Gdybym była po tkz. kieliszku i słuchała muzyki, była bym w stanie zapłakać.

Jestem wariatem zamkniętym w zakładzie. Wokół jest wiele podobnych do mnie ludzi, a jednak całkiem innych.


Sama prawda, człowiek np o nie typowych marzeniach, albo typowych, ale uznawanych za nie możliwe do osiągnięcia, może byc spokojnie okrzyknięty wariatem, lub jako ktoś niedojrzały. Smutne.
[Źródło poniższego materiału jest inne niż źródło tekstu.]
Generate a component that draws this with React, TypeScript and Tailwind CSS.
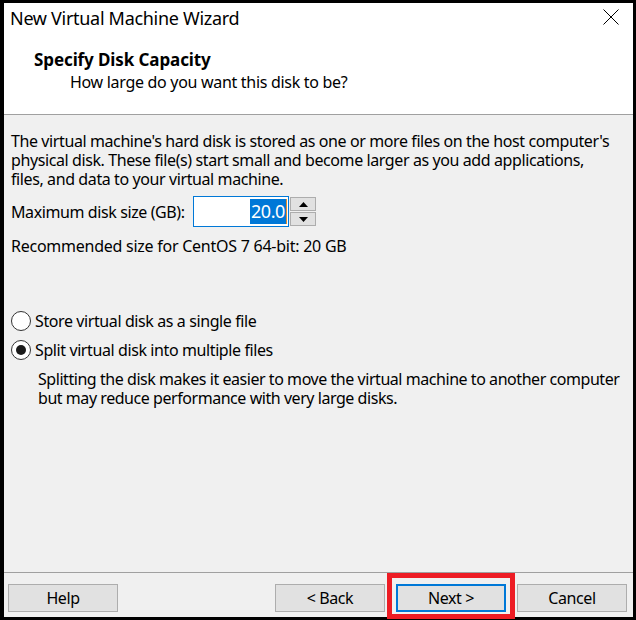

Końcówka mnie nie urzeka, a ciągłe powtarzanie o nowym lepszym życiu, trochę mnie irytuje.
Ogólna myśl : Wcale nie jest fajnie być lepszym i mądrzejszym. Dostrzegać ludzką głupotę kpinę i przyziemność. To trudne i nie wesołe. Głupi ma szczęście, mądry pod górkę...

Nie lubię opowiadań, ale na tak.

Pani Rickman






Błędów nie wypisywałem, bo poprzednicy to zrobili i w sumie nie rzuciły mi się specjalnie w oczy, poza dwoma brakami przecinka, wskazanymi przez Duśkę. Tutaj dopatrywałbym się drobnego uszczerbku.
Tekst czytało się dobrze, styl mi się spodobał, jest inny od większości dzieł literackich, wydawał mi się bardzo bezpośredni - za to niewątpliwie plus.

Pozdrawiam.

---

Zabieram się za drugi tekst Big Grin
Dzięki za komentarze Smile

Piramida, to w zamyśle miała być minitura, nie opowiadanie i do tej pory byłem przekonany, że tak jest.
Końcówka tego tekstu nie miała być świetną puentą czy czymś chwytającym za serce. W tym utworze każdy mógłby wskazać inny fragment, jako ten najważniejszy, z zawartym w tekście przekazem.
W każdym razie dziękuję za opinię Wink

Przemek, wcale nie jest tak bezpośredni, jak mogłoby się wydawać, ale masz pełne prawo do takiego odbioru.